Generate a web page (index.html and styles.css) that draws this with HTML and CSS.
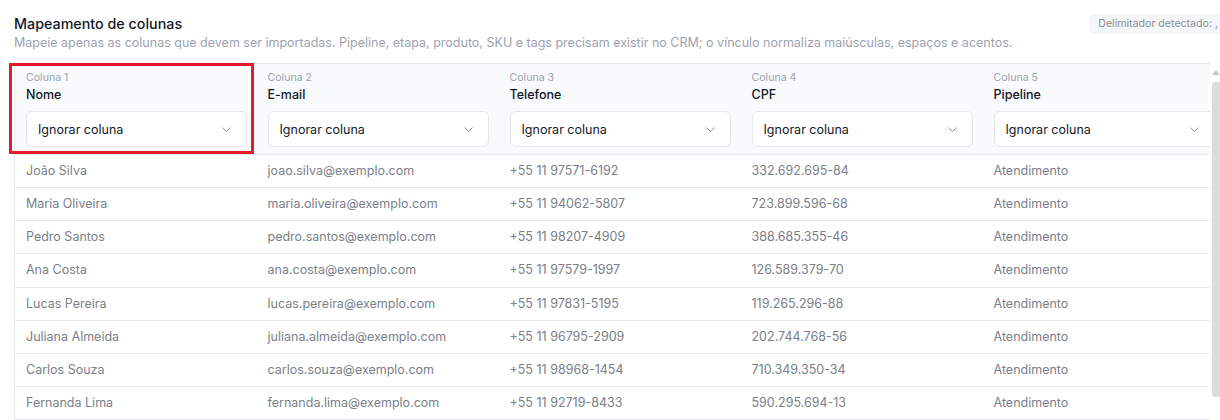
FILE: index.html
```html
<!DOCTYPE html>
<html lang="pt-BR">
<head>
    <meta charset="UTF-8">
    <meta name="viewport" content="width=device-width, initial-scale=1.0">
    <title>Importar contatos - Mapeamento</title>
    <link rel="stylesheet" href="styles.css">
</head>
<body>
    <section class="mapping">
        <div class="mapping-head">
            <div>
                <h2 class="mapping-title">Mapeamento de colunas</h2>
                <p class="mapping-hint">Mapeie apenas as colunas que devem ser importadas. Pipeline, etapa, produto, SKU e tags precisam existir no CRM; o vínculo normaliza maiúsculas, espaços e acentos.</p>
            </div>
            <span class="badge">Delimitador detectado: ,</span>
        </div>

        <div class="grid-area">
            <div class="grid-scroll">
                <table class="preview">
                    <thead>
                        <tr>
                            <th>
                                <div class="col-index">Coluna 1</div>
                                <div class="col-name">Nome</div>
                                <div class="fake-select"><span>Ignorar coluna</span><svg width="9" height="5" viewBox="0 0 9 5"><path d="M0.5 0.5 L4.5 4.5 L8.5 0.5" fill="none" stroke="#8b9099" stroke-width="1"/></svg></div>
                            </th>
                            <th>
                                <div class="col-index">Coluna 2</div>
                                <div class="col-name">E-mail</div>
                                <div class="fake-select"><span>Ignorar coluna</span><svg width="9" height="5" viewBox="0 0 9 5"><path d="M0.5 0.5 L4.5 4.5 L8.5 0.5" fill="none" stroke="#8b9099" stroke-width="1"/></svg></div>
                            </th>
                            <th>
                                <div class="col-index">Coluna 3</div>
                                <div class="col-name">Telefone</div>
                                <div class="fake-select"><span>Ignorar coluna</span><svg width="9" height="5" viewBox="0 0 9 5"><path d="M0.5 0.5 L4.5 4.5 L8.5 0.5" fill="none" stroke="#8b9099" stroke-width="1"/></svg></div>
                            </th>
                            <th>
                                <div class="col-index">Coluna 4</div>
                                <div class="col-name">CPF</div>
                                <div class="fake-select"><span>Ignorar coluna</span><svg width="9" height="5" viewBox="0 0 9 5"><path d="M0.5 0.5 L4.5 4.5 L8.5 0.5" fill="none" stroke="#8b9099" stroke-width="1"/></svg></div>
                            </th>
                            <th>
                                <div class="col-index">Coluna 5</div>
                                <div class="col-name">Pipeline</div>
                                <div class="fake-select"><span>Ignorar coluna</span><svg width="9" height="5" viewBox="0 0 9 5"><path d="M0.5 0.5 L4.5 4.5 L8.5 0.5" fill="none" stroke="#8b9099" stroke-width="1"/></svg></div>
                            </th>
                            <th>
                                <div class="col-index">Coluna 6</div>
                                <div class="col-name">Etapa</div>
                                <div class="fake-select"><span>Ignorar coluna</span><svg width="9" height="5" viewBox="0 0 9 5"><path d="M0.5 0.5 L4.5 4.5 L8.5 0.5" fill="none" stroke="#8b9099" stroke-width="1"/></svg></div>
                            </th>
                        </tr>
                    </thead>
                    <tbody>
                        <tr><td>João Silva</td><td>joao.silva@exemplo.com</td><td>+55 11 97571-6192</td><td>332.692.695-84</td><td>Atendimento</td><td>Novo contato</td></tr>
                        <tr><td>Maria Oliveira</td><td>maria.oliveira@exemplo.com</td><td>+55 11 94062-5807</td><td>723.899.596-68</td><td>Atendimento</td><td>Novo contato</td></tr>
                        <tr><td>Pedro Santos</td><td>pedro.santos@exemplo.com</td><td>+55 11 98207-4909</td><td>388.685.355-46</td><td>Atendimento</td><td>Novo contato</td></tr>
                        <tr><td>Ana Costa</td><td>ana.costa@exemplo.com</td><td>+55 11 97579-1997</td><td>126.589.379-70</td><td>Atendimento</td><td>Em andamento</td></tr>
                        <tr><td>Lucas Pereira</td><td>lucas.pereira@exemplo.com</td><td>+55 11 97831-5195</td><td>119.265.296-88</td><td>Atendimento</td><td>Novo contato</td></tr>
                        <tr><td>Juliana Almeida</td><td>juliana.almeida@exemplo.com</td><td>+55 11 96795-2909</td><td>202.744.768-56</td><td>Atendimento</td><td>Em andamento</td></tr>
                        <tr><td>Carlos Souza</td><td>carlos.souza@exemplo.com</td><td>+55 11 98968-1454</td><td>710.349.350-34</td><td>Atendimento</td><td>Novo contato</td></tr>
                        <tr><td>Fernanda Lima</td><td>fernanda.lima@exemplo.com</td><td>+55 11 92719-8433</td><td>590.295.694-13</td><td>Atendimento</td><td>Novo contato</td></tr>
                        <tr><td>Rafael Gomes</td><td>rafael.gomes@exemplo.com</td><td>+55 11 93402-1187</td><td>451.820.117-09</td><td>Atendimento</td><td>Em andamento</td></tr>
                    </tbody>
                </table>
            </div>
            <!-- trilho da rolagem vertical -->
            <div class="scroll-rail">
                <span class="rail-arrow"></span>
                <span class="rail-thumb"></span>
            </div>
            <!-- destaque da coluna selecionada -->
            <div class="focus-ring"></div>
        </div>
    </section>
</body>
</html>
```

FILE: styles.css
```css
* {
    margin: 0;
    padding: 0;
    box-sizing: border-box;
}

body {
    font-family: Inter, 'Noto Sans', sans-serif;
    background-color: #fff;
    color: #111827;
    overflow: hidden;
}

.mapping {
    width: 1226px;
    padding: 14px 0 0 14px;
}

.mapping-head {
    display: flex;
    justify-content: space-between;
    align-items: flex-start;
    margin-bottom: 11px;
}

.mapping-title {
    font-size: 14.3px;
    font-weight: 500;
    line-height: 20px;
    color: #111827;
}

.mapping-hint {
    font-size: 12.5px;
    line-height: 18px;
    color: #9ca3af;
}

.badge {
    display: inline-block;
    padding: 3px 8px 3px 9px;
    font-size: 10.6px;
    line-height: 14px;
    color: #8b9099;
    background: #f5f6f7;
    border-radius: 6px;
}

.grid-area {
    position: relative;
    display: flex;
    width: 1208px;
    height: 440px;
}

.grid-scroll {
    width: 1196px;
    overflow: hidden;
}

.scroll-rail {
    width: 12px;
    display: flex;
    flex-direction: column;
    align-items: center;
    padding-top: 7px;
    background: #fff;
}

.rail-arrow {
    width: 0;
    height: 0;
    border-left: 4px solid transparent;
    border-right: 4px solid transparent;
    border-bottom: 5px solid #c8c8c8;
}

.rail-thumb {
    width: 9px;
    height: 315px;
    margin-top: 7px;
    background: #dcdcdc;
    border-radius: 3px;
}

.preview {
    border-collapse: collapse;
    table-layout: fixed;
    width: 1452px;
    border-top: 1px solid #e5e9f0;
    border-left: 1px solid #e5e9f0;
}

.preview th,
.preview td {
    width: 242px;
    text-align: left;
    vertical-align: top;
}

.preview th {
    background: #f8fafc;
    padding: 6px 10px 7px 11px;
    border-bottom: 1px solid #e5e9f0;
    font-weight: normal;
}

.col-index {
    font-size: 10.6px;
    line-height: 15px;
    color: #9ca3af;
}

.col-name {
    font-size: 12.5px;
    line-height: 19px;
    font-weight: 500;
    color: #111827;
    margin-bottom: 7px;
}

.fake-select {
    display: flex;
    align-items: center;
    justify-content: space-between;
    height: 36px;
    padding: 0 15px 0 11px;
    background: #fff;
    border: 1px solid #e5e7eb;
    border-radius: 6px;
    font-size: 12.5px;
    color: #111827;
}

.preview td {
    padding: 7px 11px;
    font-size: 12.5px;
    line-height: 18.15px;
    color: #7b808a;
    border-bottom: 1px solid #e5e9f0;
    white-space: nowrap;
}

.focus-ring {
    position: absolute;
    left: -5px;
    top: 0;
    width: 245px;
    height: 91px;
    border: 3px solid #e41b2b;
    pointer-events: none;
}
```
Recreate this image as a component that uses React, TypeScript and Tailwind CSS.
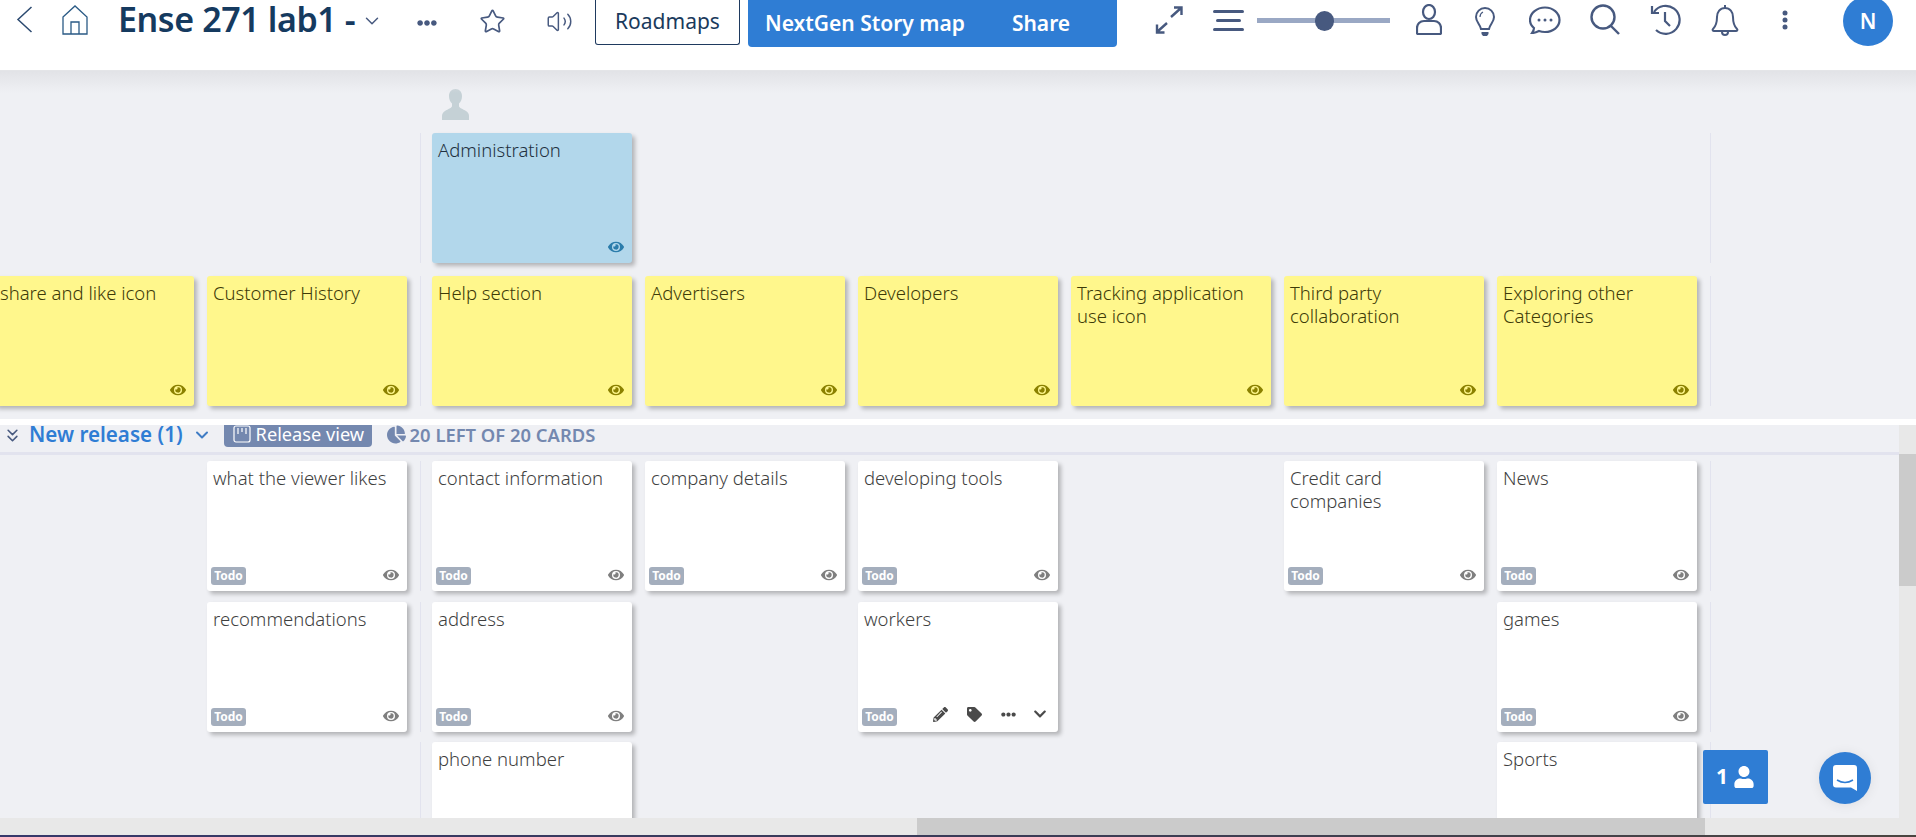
import { ChevronDown, ChevronsDown, Star, Volume2 } from "lucide-react";
import { FaEllipsisH, FaEye, FaPencilAlt, FaTag, FaUser, FaChevronDown, FaChartPie } from "react-icons/fa";

const font = "font-['Noto_Sans','Open_Sans',sans-serif]";

type CardData = { title: string; hovered?: boolean } | null;

function Card({ title, tone, hovered }: { title: string; tone: "blue" | "yellow" | "white"; hovered?: boolean }) {
  const bg = tone === "blue" ? "bg-[#b2d7eb]" : tone === "yellow" ? "bg-[#fff78c]" : "bg-white";
  const eye = tone === "blue" ? "text-[#2b7cab]" : tone === "yellow" ? "text-[#8b8100]" : "text-[#7f7f7f]";
  const ink = tone === "blue" ? "text-[#1f3140]" : tone === "yellow" ? "text-[#3d3a08]" : "text-[#3f3f3f]";
  return (
    <div className={`relative flex h-[130px] w-[200px] shrink-0 flex-col rounded-[3px] pt-[5px] pr-[8px] pl-[6px] shadow-[3px_3px_4px_rgba(0,0,0,0.25)] ${bg}`}>
      <div className={`text-[18.5px] leading-[23px] font-light ${ink}`}>{title}</div>
      {tone === "white" && (
        <div className="absolute bottom-[6px] left-[4px] flex h-[18px] w-[35px] items-center justify-center rounded-[3px] bg-[#a4aebd] text-[12px] font-bold text-white">Todo</div>
      )}
      {hovered ? (
        <div className="absolute right-[11px] bottom-[10px] flex items-center text-[#4a4a4a]">
          <FaPencilAlt className="mr-[19px] text-[15px]" />
          <FaTag className="mr-[19px] text-[15px]" />
          <FaEllipsisH className="mr-[17px] text-[15px]" />
          <FaChevronDown className="text-[14px]" />
        </div>
      ) : (
        <FaEye className={`absolute right-[8px] bottom-[8px] text-[16px] ${eye}`} />
      )}
    </div>
  );
}

function Row({ cards, tone, className = "" }: { cards: CardData[]; tone: "blue" | "yellow" | "white"; className?: string }) {
  const slot = (c: CardData, i: number) =>
    c ? <Card key={i} title={c.title} tone={tone} hovered={c.hovered} /> : <div key={i} className="w-[200px] shrink-0" />;
  return (
    <div className={`ml-[-6px] flex w-max ${className}`}>
      <div className="flex gap-[13px] border-r border-[#e2e3ee] pr-[13px]">{cards.slice(0, 2).map(slot)}</div>
      <div className="flex gap-[13px] border-r border-[#e2e3ee] pr-[13px] pl-[11px]">{cards.slice(2).map((c, i) => slot(c, i + 2))}</div>
    </div>
  );
}

const t = (title: string, hovered?: boolean): CardData => ({ title, hovered });

function TopBar() {
  return (
    <div className="relative z-10 flex h-[71px] shrink-0 items-start border-b border-[#e4e5e8] bg-white text-[#47597f]">
      <svg className="mt-[6px] ml-[16px] h-[27px] w-[17px] text-[#2c4a70]" viewBox="0 0 17 27" fill="none" stroke="currentColor" strokeWidth="1.5">
        <path d="M15.500 1 2 13.500 15.500 26" />
      </svg>
      <svg className="mt-[5px] ml-[29px] h-[30px] w-[26px] text-[#2a5a85]" viewBox="0 0 26 30" fill="none" stroke="currentColor" strokeWidth="1.3">
        <path d="M1 12 13 1l12 11v17H1zM9 29V17h8v12" />
      </svg>
      <div className="ml-[30px] w-[238px] text-[34px] leading-[38px] font-semibold tracking-[-0.4px] whitespace-nowrap text-[#153a5f]">Ense 271 lab1 -</div>
      <ChevronDown className="mt-[10px] ml-[5px] h-[22px] w-[22px] text-[#47597f]" strokeWidth={1.6} />
      <FaEllipsisH className="mt-[13px] ml-[34px] h-[20px] w-[20px]" />
      <Star className="mt-[8px] ml-[42px] h-[27px] w-[27px]" strokeWidth={1.5} />
      <Volume2 className="mt-[8px] ml-[40px] h-[27px] w-[27px]" strokeWidth={1.3} />
      <div className="ml-[22px] flex h-[45px] w-[145px] items-center justify-center rounded-b-[3px] border border-t-0 border-[#1f3a5f] text-[21px] text-[#1a3a5c]">Roadmaps</div>
      <div className="ml-[8px] flex h-[47px] w-[369px] items-center rounded-b-[4px] bg-[#2f7dd4] text-[21px] font-semibold text-white">
        <span className="ml-[17px] whitespace-nowrap">NextGen Story map</span>
        <span className="ml-[47px]">Share</span>
      </div>
      <svg className="mt-[6px] ml-[38px] h-[28px] w-[28px]" viewBox="0 0 28 28" fill="none" stroke="currentColor" strokeWidth="2.4">
        <path d="M16 11 26 2M19 1.500h7.500V9M12 17 2 26M2 18.500V26.500h7.500" />
      </svg>
      <div className="mt-[10px] ml-[30px] flex w-[31px] flex-col items-stretch gap-[6px]">
        <div className="h-[3px] rounded bg-[#47597f]" />
        <div className="mx-[3px] h-[3px] rounded bg-[#47597f]" />
        <div className="h-[3px] rounded bg-[#47597f]" />
      </div>
      <div className="relative mt-[18px] ml-[13px] h-[5px] w-[133px] bg-[#9aa8c4]">
        <div className="absolute top-[-7px] left-[58px] h-[20px] w-[19px] rounded-full bg-[#47597f]" />
      </div>
      <svg className="mt-[4px] ml-[26px] h-[31px] w-[26px]" viewBox="0 0 26 31" fill="none" stroke="currentColor" strokeWidth="2.2">
        <ellipse cx="13" cy="8" rx="6" ry="7" />
        <path d="M8 17h10c4 0 7 3 7 7v5a1 1 0 0 1-1 1H2a1 1 0 0 1-1-1v-5c0-4 3-7 7-7z" />
      </svg>
      <svg className="mt-[7px] ml-[33px] h-[29px] w-[20px]" viewBox="0 0 20 29" fill="none" stroke="currentColor" strokeWidth="2">
        <path d="M6 22C5 17 1 15 1 10a9 9 0 0 1 18 0c0 5-4 7-5 12z" />
        <path d="M8 5c-2 1-3 3-3 5" strokeWidth="1.2" />
        <path d="M6.500 25h7v2l-1.500 2H8l-1.500-2z" fill="currentColor" stroke="none" />
      </svg>
      <svg className="mt-[6px] ml-[34px] h-[28px] w-[32px]" viewBox="0 0 32 28" fill="none" stroke="currentColor" strokeWidth="2.2">
        <path d="M16 1.500c8 0 14.500 5.500 14.500 12.500S24 26 16 26c-2 0-4-.3-6-1-2 1-4 2-7 2 1-1.500 2-3 2-5-2.500-2-4-5-4-8C1 7 8 1.500 16 1.500z" />
        <circle cx="10" cy="14" r="1.500" fill="currentColor" stroke="none" />
        <circle cx="16" cy="14" r="1.500" fill="currentColor" stroke="none" />
        <circle cx="22" cy="14" r="1.500" fill="currentColor" stroke="none" />
      </svg>
      <svg className="mt-[4px] ml-[29px] h-[31px] w-[31px]" viewBox="0 0 31 31" fill="none" stroke="currentColor" strokeWidth="2.400">
        <ellipse cx="13" cy="13" rx="11.500" ry="11.500" />
        <path d="m21 22 8 8" />
      </svg>
      <svg className="mt-[4px] ml-[29px] h-[32px] w-[31px]" viewBox="0 0 31 32" fill="none" stroke="currentColor" strokeWidth="2.200">
        <path d="M4 8A14 14 0 1 1 6 26" />
        <path d="M2 2v7h7M15 8v9l5 5" />
      </svg>
      <svg className="mt-[4px] ml-[30px] h-[32px] w-[28px]" viewBox="0 0 28 32" fill="none" stroke="currentColor" strokeWidth="2">
        <path d="M14 1v3M14 4c-5 0-8 4-8 9 0 6-1 9-4 12-1 1 0 2 1 2h22c1 0 2-1 1-2-3-3-4-6-4-12 0-5-3-9-8-9zM11 28c0 2 1 3 3 3s3-1 3-3" />
      </svg>
      <svg className="mt-[10px] ml-[43px] h-[20px] w-[6px]" viewBox="0 0 6 20" fill="currentColor">
        <circle cx="3" cy="3" r="2.500" />
        <circle cx="3" cy="10" r="2.500" />
        <circle cx="3" cy="17" r="2.500" />
      </svg>
      <div className="mt-[-4px] ml-[55px] flex h-[50px] w-[50px] shrink-0 items-center justify-center rounded-full bg-[#2f7dd4] pt-[2px] text-[21px] font-semibold text-white">N</div>
    </div>
  );
}

function Scrollbar() {
  return (
    <div className="flex h-[17px] shrink-0 bg-[#e8e8e8]">
      <div className="ml-[917px] h-full w-[788px] bg-[#cbcbcb]" />
    </div>
  );
}

export default function App() {
  return (
    <div className={`relative flex h-[837px] w-[1916px] flex-col overflow-hidden bg-[#eff0f4] ${font}`}>
      <TopBar />
      <div className="pointer-events-none absolute top-[71px] left-0 z-[1] h-[22px] w-full bg-gradient-to-b from-[#e2e3e7] to-transparent" />

      <div className="flex h-[348px] shrink-0 flex-col overflow-hidden">
        <div className="relative">
          <Row tone="blue" className="pt-[62px] pb-[13px]" cards={[null, null, t("Administration"), null, null, null, null, null]} />
          <svg className="absolute top-[18px] left-[442px] h-[31px] w-[27px] text-[#c5d1d6]" viewBox="0 0 27 31" fill="currentColor">
            <path d="M13.500 0c4 0 6.500 3 6.500 7 0 3-1 5.500-3 7.500v2.500c0 2 4 3 7 5 2 1 3 3 3 5v4H0v-4c0-2 1-4 3-5 3-2 7-3 7-5v-2.500C8 12.500 7 10 7 7c0-4 2.500-7 6.500-7z" />
          </svg>
        </div>
        <Row
          tone="yellow"
          className="pb-[13px]"
          cards={[t("share and like icon"), t("Customer History"), t("Help section"), t("Advertisers"), t("Developers"), t("Tracking application use icon"), t("Third party collaboration"), t("Exploring other Categories")]}
        />
      </div>

      <div className="h-[6px] shrink-0 bg-white" />

      <div className="flex min-h-0 flex-1">
        <div className="flex min-w-0 flex-1 flex-col overflow-hidden">
          <div className="flex h-[30px] shrink-0 items-start border-b-[3px] border-[#e2e3ee]">
            <ChevronsDown className="ml-[2px] h-[21px] w-[21px] text-[#47597f]" strokeWidth={1.8} />
            <div className="ml-[6px] text-[20.6px] leading-[18px] font-semibold whitespace-nowrap text-[#2f7dd4]">New release (1)</div>
            <ChevronDown className="ml-[9px] h-[20px] w-[20px] text-[#3f7cc4]" strokeWidth={2.4} />
            <div className="ml-[12px] flex h-[22px] w-[148px] items-start rounded-b-[4px] bg-[#7488af] text-[18.2px] leading-[19px] whitespace-nowrap text-white">
              <svg className="ml-[9px] h-[18px] w-[18px] shrink-0" viewBox="0 0 18 18" fill="none" stroke="currentColor" strokeWidth="1.2">
                <rect x="1" y="1" width="16" height="16" rx="2" />
                <path d="M5 3v6M9 3v4M13 3v6" />
              </svg>
              <span className="ml-[5px]">Release view</span>
            </div>
            <FaChartPie className="ml-[15px] h-[19px] w-[19px] text-[#7488af]" />
            <div className="ml-[4px] text-[18.4px] leading-[19px] font-semibold whitespace-nowrap text-[#7488af]">20 LEFT OF 20 CARDS</div>
          </div>
          <div className="flex-1 overflow-hidden pt-[6px]">
            <Row tone="white" className="pb-[10.5px]" cards={[null, t("what the viewer likes"), t("contact information"), t("company details"), t("developing tools"), null, t("Credit card companies"), t("News")]} />
            <Row tone="white" className="pb-[10.5px]" cards={[null, t("recommendations"), t("address"), null, t("workers", true), null, null, t("games")]} />
            <Row tone="white" cards={[null, null, t("phone number"), null, null, null, null, t("Sports")]} />
          </div>
        </div>
        <div className="w-[17px] shrink-0 bg-[#e8e8e8] pt-[29px]">
          <div className="h-[132px] bg-[#cbcbcb]" />
        </div>
      </div>

      <Scrollbar />
      <div className="h-[2px] shrink-0 bg-gradient-to-r from-[#37386b] via-[#3a3b58] to-[#4a4540]" />

      <div className="absolute top-[750px] left-[1703px] flex h-[54px] w-[65px] items-center justify-center gap-[5px] rounded-[2px] bg-[#2f7dd4] text-[21px] font-bold text-white">
        1<FaUser className="h-[22px] w-[22px]" />
      </div>
      <div className="absolute top-[752px] left-[1819px] flex h-[52px] w-[52px] items-center justify-center rounded-full bg-[#2f7dd4] shadow-[0_1px_12px_rgba(0,0,0,0.08)]">
        <svg className="h-[26px] w-[24px]" viewBox="0 0 24 26" fill="white">
          <path d="M3 0h18a3 3 0 0 1 3 3v23l-6-3.500H3a3 3 0 0 1-3-3V3a3 3 0 0 1 3-3z" />
          <path d="M4 15c5 3 11 3 16 0" fill="none" stroke="#2f7dd4" strokeWidth="1.500" />
        </svg>
      </div>
    </div>
  );
}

▶ _What you will do_
Pictures are excluded. Repeat exactly the lines from the one containing "Recreate this image" to the one containing "string; hovered?: boolean", inclusive.

▶ _Full answer_
Recreate this image as a component that uses React, TypeScript and Tailwind CSS.
import { ChevronDown, ChevronsDown, Star, Volume2 } from "lucide-react";
import { FaEllipsisH, FaEye, FaPencilAlt, FaTag, FaUser, FaChevronDown, FaChartPie } from "react-icons/fa";

const font = "font-['Noto_Sans','Open_Sans',sans-serif]";

type CardData = { title: string; hovered?: boolean } | null;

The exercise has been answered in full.